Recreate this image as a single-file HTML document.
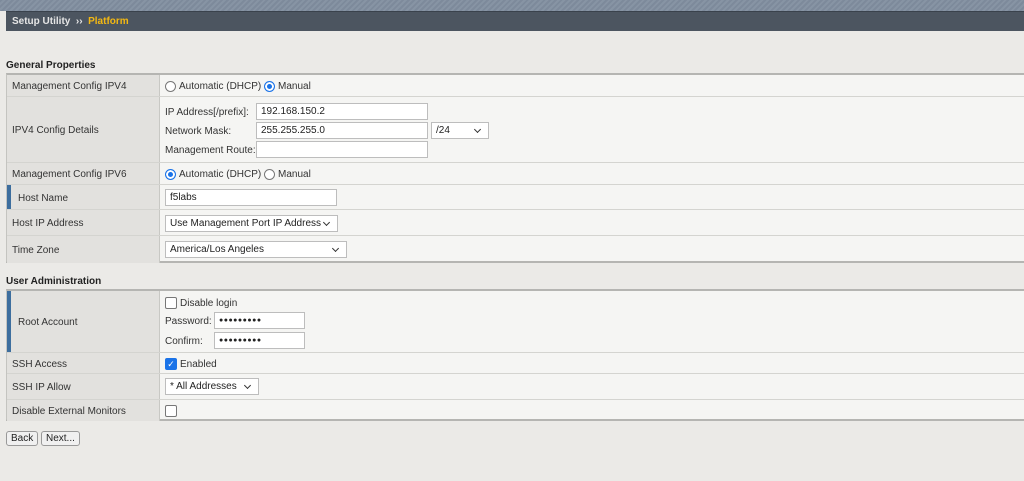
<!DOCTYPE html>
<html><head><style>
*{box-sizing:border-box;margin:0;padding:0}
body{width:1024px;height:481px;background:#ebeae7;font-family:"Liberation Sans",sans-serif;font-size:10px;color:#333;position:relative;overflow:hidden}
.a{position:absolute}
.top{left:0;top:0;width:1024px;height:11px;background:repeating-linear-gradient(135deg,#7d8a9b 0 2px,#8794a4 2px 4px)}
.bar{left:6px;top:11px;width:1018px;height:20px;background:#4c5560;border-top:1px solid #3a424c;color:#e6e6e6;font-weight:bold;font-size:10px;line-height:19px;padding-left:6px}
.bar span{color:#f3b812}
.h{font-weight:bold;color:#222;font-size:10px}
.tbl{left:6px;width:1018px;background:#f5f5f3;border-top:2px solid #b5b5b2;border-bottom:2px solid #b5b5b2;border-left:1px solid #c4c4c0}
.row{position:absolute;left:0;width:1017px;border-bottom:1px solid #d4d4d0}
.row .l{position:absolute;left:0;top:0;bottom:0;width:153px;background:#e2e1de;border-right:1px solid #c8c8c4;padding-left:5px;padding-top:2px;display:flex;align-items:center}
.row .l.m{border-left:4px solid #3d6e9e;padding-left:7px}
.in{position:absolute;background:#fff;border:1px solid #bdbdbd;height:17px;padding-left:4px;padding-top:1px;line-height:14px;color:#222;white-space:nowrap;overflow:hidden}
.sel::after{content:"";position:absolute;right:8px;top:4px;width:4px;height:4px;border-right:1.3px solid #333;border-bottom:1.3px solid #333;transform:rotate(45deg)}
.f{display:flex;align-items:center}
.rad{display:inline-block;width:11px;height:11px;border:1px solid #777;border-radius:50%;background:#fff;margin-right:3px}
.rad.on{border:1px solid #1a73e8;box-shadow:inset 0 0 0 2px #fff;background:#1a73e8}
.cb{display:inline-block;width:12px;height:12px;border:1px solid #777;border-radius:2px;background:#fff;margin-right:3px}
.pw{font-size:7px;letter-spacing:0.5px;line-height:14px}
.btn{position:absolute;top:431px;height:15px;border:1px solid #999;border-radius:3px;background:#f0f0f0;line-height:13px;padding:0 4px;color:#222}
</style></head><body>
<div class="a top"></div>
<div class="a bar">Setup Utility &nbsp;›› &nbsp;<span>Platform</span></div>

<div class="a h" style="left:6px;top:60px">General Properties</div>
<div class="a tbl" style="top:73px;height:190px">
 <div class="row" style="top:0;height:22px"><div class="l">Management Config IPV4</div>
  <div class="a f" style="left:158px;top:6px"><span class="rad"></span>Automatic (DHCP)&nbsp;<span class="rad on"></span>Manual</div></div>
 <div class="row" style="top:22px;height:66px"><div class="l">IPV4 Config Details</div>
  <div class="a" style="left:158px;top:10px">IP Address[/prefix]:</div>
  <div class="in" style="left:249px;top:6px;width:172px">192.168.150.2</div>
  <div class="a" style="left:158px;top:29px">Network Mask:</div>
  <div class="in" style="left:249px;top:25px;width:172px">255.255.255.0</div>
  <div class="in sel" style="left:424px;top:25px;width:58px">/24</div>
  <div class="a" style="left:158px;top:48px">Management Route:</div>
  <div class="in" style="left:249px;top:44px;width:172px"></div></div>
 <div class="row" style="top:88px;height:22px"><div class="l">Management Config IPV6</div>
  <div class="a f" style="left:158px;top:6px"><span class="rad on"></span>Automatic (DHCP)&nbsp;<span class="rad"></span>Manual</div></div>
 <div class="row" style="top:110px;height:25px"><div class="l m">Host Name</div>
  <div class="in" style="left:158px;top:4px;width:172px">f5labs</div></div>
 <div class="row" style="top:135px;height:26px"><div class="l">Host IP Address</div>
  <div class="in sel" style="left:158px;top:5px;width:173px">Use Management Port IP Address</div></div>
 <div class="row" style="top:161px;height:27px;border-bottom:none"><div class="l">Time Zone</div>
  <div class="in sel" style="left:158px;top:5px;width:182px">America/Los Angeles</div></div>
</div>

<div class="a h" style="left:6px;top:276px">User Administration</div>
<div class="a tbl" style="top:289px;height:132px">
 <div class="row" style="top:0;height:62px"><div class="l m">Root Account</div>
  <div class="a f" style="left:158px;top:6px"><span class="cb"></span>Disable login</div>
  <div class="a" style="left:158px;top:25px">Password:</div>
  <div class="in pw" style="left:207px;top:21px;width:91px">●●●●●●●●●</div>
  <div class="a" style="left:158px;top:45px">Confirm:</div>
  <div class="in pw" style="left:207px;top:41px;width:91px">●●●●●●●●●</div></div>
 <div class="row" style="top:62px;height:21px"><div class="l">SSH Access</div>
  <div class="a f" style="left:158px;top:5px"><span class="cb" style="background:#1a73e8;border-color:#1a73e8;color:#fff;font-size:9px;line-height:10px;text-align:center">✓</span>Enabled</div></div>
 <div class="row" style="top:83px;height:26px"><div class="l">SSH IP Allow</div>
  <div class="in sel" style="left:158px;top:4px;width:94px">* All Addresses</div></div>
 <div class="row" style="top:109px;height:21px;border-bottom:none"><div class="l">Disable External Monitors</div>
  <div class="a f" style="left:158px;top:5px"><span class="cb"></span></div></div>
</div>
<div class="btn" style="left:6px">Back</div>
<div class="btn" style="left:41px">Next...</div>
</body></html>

━━━━━━

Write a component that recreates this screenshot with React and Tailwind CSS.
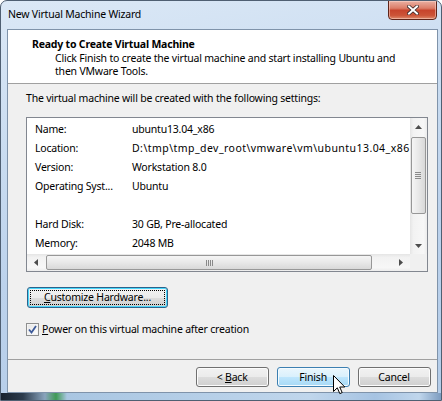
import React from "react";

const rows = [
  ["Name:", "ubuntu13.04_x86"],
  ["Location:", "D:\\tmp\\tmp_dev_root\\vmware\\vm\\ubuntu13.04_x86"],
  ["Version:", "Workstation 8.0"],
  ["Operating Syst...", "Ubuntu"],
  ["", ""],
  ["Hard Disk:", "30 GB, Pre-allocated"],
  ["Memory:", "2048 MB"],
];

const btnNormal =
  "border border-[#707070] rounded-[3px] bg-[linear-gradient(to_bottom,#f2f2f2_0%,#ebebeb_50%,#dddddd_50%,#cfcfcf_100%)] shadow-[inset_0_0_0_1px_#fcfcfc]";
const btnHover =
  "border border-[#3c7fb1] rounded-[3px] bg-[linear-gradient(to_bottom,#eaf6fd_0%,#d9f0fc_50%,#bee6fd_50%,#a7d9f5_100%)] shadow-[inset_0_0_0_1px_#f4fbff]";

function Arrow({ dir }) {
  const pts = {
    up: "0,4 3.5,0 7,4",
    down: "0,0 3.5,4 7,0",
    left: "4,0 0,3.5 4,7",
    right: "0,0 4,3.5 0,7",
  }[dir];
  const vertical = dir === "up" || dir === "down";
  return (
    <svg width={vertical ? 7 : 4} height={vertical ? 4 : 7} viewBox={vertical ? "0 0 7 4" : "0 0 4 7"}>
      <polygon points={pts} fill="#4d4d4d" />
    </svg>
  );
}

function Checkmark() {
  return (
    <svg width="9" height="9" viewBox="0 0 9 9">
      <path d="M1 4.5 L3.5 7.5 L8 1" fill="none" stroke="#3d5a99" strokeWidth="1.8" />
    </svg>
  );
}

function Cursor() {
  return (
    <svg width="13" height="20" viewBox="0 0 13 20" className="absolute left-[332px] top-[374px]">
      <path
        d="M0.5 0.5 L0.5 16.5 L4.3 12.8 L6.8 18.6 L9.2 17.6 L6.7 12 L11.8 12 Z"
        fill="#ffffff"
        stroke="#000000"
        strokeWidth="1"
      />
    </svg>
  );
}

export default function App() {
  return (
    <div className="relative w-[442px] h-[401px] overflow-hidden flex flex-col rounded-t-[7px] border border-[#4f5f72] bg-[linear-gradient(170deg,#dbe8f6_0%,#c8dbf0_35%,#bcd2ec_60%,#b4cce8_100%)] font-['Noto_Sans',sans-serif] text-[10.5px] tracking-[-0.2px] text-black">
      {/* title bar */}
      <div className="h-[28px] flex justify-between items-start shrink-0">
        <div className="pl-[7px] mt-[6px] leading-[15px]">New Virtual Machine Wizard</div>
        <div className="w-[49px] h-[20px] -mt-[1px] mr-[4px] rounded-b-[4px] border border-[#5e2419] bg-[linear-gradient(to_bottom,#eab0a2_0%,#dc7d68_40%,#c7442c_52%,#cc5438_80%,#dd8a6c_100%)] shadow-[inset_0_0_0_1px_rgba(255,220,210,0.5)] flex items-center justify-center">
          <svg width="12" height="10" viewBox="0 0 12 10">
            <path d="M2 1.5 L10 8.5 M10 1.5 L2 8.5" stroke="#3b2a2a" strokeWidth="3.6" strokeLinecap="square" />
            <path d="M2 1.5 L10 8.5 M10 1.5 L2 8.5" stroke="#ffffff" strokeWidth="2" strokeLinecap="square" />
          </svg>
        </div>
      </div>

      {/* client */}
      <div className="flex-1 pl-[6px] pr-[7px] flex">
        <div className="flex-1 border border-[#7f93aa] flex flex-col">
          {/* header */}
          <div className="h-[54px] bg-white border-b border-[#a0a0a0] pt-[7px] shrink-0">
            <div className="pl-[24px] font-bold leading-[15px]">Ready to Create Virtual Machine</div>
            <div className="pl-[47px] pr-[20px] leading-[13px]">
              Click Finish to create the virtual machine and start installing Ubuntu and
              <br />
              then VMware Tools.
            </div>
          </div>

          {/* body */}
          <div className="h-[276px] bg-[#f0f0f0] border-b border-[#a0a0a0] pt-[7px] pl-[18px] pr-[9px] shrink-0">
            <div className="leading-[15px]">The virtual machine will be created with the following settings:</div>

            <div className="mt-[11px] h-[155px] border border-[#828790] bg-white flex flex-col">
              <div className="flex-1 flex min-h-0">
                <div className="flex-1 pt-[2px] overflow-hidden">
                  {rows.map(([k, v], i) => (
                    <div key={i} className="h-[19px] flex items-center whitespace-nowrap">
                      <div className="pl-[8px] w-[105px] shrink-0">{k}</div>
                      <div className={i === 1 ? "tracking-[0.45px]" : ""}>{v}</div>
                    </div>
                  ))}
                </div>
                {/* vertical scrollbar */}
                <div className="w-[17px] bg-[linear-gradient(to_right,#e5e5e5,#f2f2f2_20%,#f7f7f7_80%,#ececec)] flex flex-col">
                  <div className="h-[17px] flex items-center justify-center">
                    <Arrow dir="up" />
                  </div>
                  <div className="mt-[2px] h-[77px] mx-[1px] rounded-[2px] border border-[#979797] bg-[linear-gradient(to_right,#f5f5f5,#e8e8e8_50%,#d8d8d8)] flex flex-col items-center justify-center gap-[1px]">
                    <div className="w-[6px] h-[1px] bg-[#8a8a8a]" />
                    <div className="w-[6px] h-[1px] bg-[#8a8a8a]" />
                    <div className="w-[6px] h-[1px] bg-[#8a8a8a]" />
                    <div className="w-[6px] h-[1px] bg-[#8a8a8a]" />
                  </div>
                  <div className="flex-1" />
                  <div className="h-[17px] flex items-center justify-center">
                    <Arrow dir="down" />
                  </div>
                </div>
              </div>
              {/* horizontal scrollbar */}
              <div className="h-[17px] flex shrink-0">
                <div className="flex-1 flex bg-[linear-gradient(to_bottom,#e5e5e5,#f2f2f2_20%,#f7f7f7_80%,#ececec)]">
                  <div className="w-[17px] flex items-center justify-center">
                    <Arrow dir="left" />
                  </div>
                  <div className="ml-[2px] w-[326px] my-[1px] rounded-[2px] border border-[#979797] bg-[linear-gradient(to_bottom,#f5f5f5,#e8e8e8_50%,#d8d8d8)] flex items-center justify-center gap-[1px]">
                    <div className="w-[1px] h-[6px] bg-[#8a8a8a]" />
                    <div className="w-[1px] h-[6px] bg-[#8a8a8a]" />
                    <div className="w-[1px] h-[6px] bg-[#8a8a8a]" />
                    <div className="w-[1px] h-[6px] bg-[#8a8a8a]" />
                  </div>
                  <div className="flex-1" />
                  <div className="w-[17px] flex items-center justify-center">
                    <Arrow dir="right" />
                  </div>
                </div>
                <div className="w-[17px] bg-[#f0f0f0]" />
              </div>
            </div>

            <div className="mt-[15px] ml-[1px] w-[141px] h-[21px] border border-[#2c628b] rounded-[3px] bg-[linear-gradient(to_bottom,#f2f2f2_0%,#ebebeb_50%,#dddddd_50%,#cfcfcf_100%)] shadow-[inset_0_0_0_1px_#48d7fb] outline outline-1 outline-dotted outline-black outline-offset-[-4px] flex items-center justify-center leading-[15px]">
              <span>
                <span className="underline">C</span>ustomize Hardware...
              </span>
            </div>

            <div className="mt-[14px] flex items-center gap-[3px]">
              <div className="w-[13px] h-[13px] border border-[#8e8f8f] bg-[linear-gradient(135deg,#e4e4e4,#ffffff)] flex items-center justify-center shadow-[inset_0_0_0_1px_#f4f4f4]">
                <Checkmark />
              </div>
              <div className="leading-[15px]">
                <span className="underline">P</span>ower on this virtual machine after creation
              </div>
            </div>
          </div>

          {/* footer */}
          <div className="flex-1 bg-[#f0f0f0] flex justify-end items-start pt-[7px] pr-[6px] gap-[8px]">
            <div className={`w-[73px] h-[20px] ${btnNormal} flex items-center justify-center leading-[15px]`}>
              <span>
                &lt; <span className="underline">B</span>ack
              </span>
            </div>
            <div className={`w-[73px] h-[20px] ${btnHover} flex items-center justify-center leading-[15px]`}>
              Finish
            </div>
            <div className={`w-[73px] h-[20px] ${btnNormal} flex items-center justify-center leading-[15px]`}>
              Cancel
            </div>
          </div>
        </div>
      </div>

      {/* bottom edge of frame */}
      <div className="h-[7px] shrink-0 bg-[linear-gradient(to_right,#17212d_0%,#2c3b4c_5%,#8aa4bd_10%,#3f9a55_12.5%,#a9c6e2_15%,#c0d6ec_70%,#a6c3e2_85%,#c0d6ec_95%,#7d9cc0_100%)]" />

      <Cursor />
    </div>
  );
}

━━━━━━

Review the material and copy each line in which the word "this" appears.

- [Answer to the exercise]
Recreate this image as a single-file HTML document.
Write a component that recreates this screenshot with React and Tailwind CSS.
                <span className="underline">P</span>ower on this virtual machine after creation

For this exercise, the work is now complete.